Entries from a dataset
☆ ☆ ☆

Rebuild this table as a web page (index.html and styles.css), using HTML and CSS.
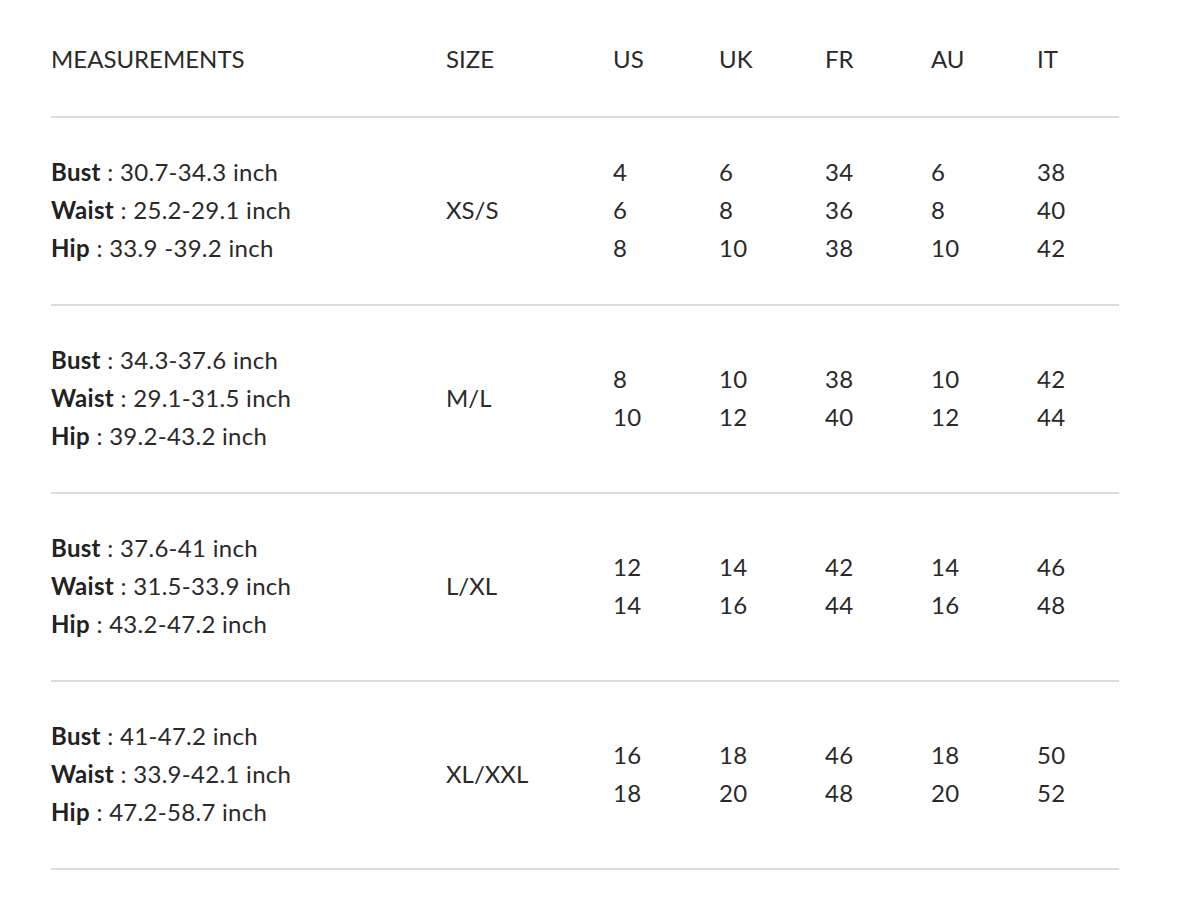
FILE: index.html
```html
<!DOCTYPE html>
<html>
<head>
<meta charset="utf-8">
<link rel="stylesheet" href="styles.css">
</head>
<body>
<div class="chart">
  <div class="row head">
    <div class="cell">MEASUREMENTS</div>
    <div class="cell">SIZE</div>
    <div class="cell">US</div>
    <div class="cell">UK</div>
    <div class="cell">FR</div>
    <div class="cell">AU</div>
    <div class="cell">IT</div>
  </div>
  <div class="row">
    <div class="cell"><b>Bust</b> : 30.7-34.3 inch<br><b>Waist</b> : 25.2-29.1 inch<br><b>Hip</b> : 33.9 -39.2 inch</div>
    <div class="cell size">XS/S</div>
    <div class="cell">4<br>6<br>8</div>
    <div class="cell">6<br>8<br>10</div>
    <div class="cell">34<br>36<br>38</div>
    <div class="cell">6<br>8<br>10</div>
    <div class="cell">38<br>40<br>42</div>
  </div>
  <div class="row">
    <div class="cell"><b>Bust</b> : 34.3-37.6 inch<br><b>Waist</b> : 29.1-31.5 inch<br><b>Hip</b> : 39.2-43.2 inch</div>
    <div class="cell size">M/L</div>
    <div class="cell">8<br>10</div>
    <div class="cell">10<br>12</div>
    <div class="cell">38<br>40</div>
    <div class="cell">10<br>12</div>
    <div class="cell">42<br>44</div>
  </div>
  <div class="row">
    <div class="cell"><b>Bust</b> : 37.6-41 inch<br><b>Waist</b> : 31.5-33.9 inch<br><b>Hip</b> : 43.2-47.2 inch</div>
    <div class="cell size">L/XL</div>
    <div class="cell">12<br>14</div>
    <div class="cell">14<br>16</div>
    <div class="cell">42<br>44</div>
    <div class="cell">14<br>16</div>
    <div class="cell">46<br>48</div>
  </div>
  <div class="row">
    <div class="cell"><b>Bust</b> : 41-47.2 inch<br><b>Waist</b> : 33.9-42.1 inch<br><b>Hip</b> : 47.2-58.7 inch</div>
    <div class="cell size">XL/XXL</div>
    <div class="cell">16<br>18</div>
    <div class="cell">18<br>20</div>
    <div class="cell">46<br>48</div>
    <div class="cell">18<br>20</div>
    <div class="cell">50<br>52</div>
  </div>
</div>
</body>
</html>
```

FILE: styles.css
```css
html, body {
  margin: 0;
  padding: 0;
  background: #fff;
}
body {
  font-family: Lato, "Noto Sans", sans-serif;
  font-size: 24px;
  color: #2a2a2a;
}
.chart {
  width: 1068px;
  margin-left: 51px;
}
.row {
  display: grid;
  grid-template-columns: 395px 167px 106px 106px 106px 106px 1fr;
  align-items: center;
  line-height: 38px;
  padding: 35px 0 37px;
  border-bottom: 2px solid #dcdcdc;
  letter-spacing: 0.3px;
}
.row.head {
  padding: 40px 0 38px;
  letter-spacing: 0;
}
.cell.size {
  letter-spacing: 0;
}
.cell b {
  font-weight: 700;
  color: #222;
}
```
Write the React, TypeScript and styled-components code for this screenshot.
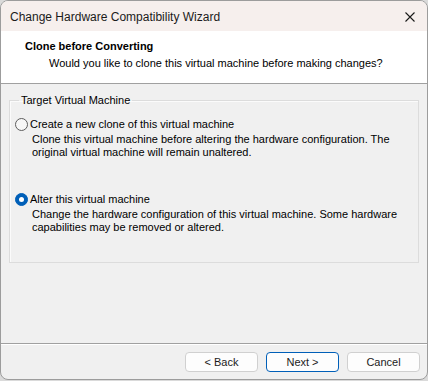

☆ ☆ ☆

Exercise details
Exclude the pictures and repeat every other part of the records word for word.

Exercise response
Rebuild this table as a web page (index.html and styles.css), using HTML and CSS.
FILE: index.html
```html
<!DOCTYPE html>
<html>
<head>
<meta charset="utf-8">
<link rel="stylesheet" href="styles.css">
</head>
<body>
<div class="chart">
  <div class="row head">
    <div class="cell">MEASUREMENTS</div>
    <div class="cell">SIZE</div>
    <div class="cell">US</div>
    <div class="cell">UK</div>
    <div class="cell">FR</div>
    <div class="cell">AU</div>
    <div class="cell">IT</div>
  </div>
  <div class="row">
    <div class="cell"><b>Bust</b> : 30.7-34.3 inch<br><b>Waist</b> : 25.2-29.1 inch<br><b>Hip</b> : 33.9 -39.2 inch</div>
    <div class="cell size">XS/S</div>
    <div class="cell">4<br>6<br>8</div>
    <div class="cell">6<br>8<br>10</div>
    <div class="cell">34<br>36<br>38</div>
    <div class="cell">6<br>8<br>10</div>
    <div class="cell">38<br>40<br>42</div>
  </div>
  <div class="row">
    <div class="cell"><b>Bust</b> : 34.3-37.6 inch<br><b>Waist</b> : 29.1-31.5 inch<br><b>Hip</b> : 39.2-43.2 inch</div>
    <div class="cell size">M/L</div>
    <div class="cell">8<br>10</div>
    <div class="cell">10<br>12</div>
    <div class="cell">38<br>40</div>
    <div class="cell">10<br>12</div>
    <div class="cell">42<br>44</div>
  </div>
  <div class="row">
    <div class="cell"><b>Bust</b> : 37.6-41 inch<br><b>Waist</b> : 31.5-33.9 inch<br><b>Hip</b> : 43.2-47.2 inch</div>
    <div class="cell size">L/XL</div>
    <div class="cell">12<br>14</div>
    <div class="cell">14<br>16</div>
    <div class="cell">42<br>44</div>
    <div class="cell">14<br>16</div>
    <div class="cell">46<br>48</div>
  </div>
  <div class="row">
    <div class="cell"><b>Bust</b> : 41-47.2 inch<br><b>Waist</b> : 33.9-42.1 inch<br><b>Hip</b> : 47.2-58.7 inch</div>
    <div class="cell size">XL/XXL</div>
    <div class="cell">16<br>18</div>
    <div class="cell">18<br>20</div>
    <div class="cell">46<br>48</div>
    <div class="cell">18<br>20</div>
    <div class="cell">50<br>52</div>
  </div>
</div>
</body>
</html>
```

FILE: styles.css
```css
html, body {
  margin: 0;
  padding: 0;
  background: #fff;
}
body {
  font-family: Lato, "Noto Sans", sans-serif;
  font-size: 24px;
  color: #2a2a2a;
}
.chart {
  width: 1068px;
  margin-left: 51px;
}
.row {
  display: grid;
  grid-template-columns: 395px 167px 106px 106px 106px 106px 1fr;
  align-items: center;
  line-height: 38px;
  padding: 35px 0 37px;
  border-bottom: 2px solid #dcdcdc;
  letter-spacing: 0.3px;
}
.row.head {
  padding: 40px 0 38px;
  letter-spacing: 0;
}
.cell.size {
  letter-spacing: 0;
}
.cell b {
  font-weight: 700;
  color: #222;
}
```
Write the React, TypeScript and styled-components code for this screenshot.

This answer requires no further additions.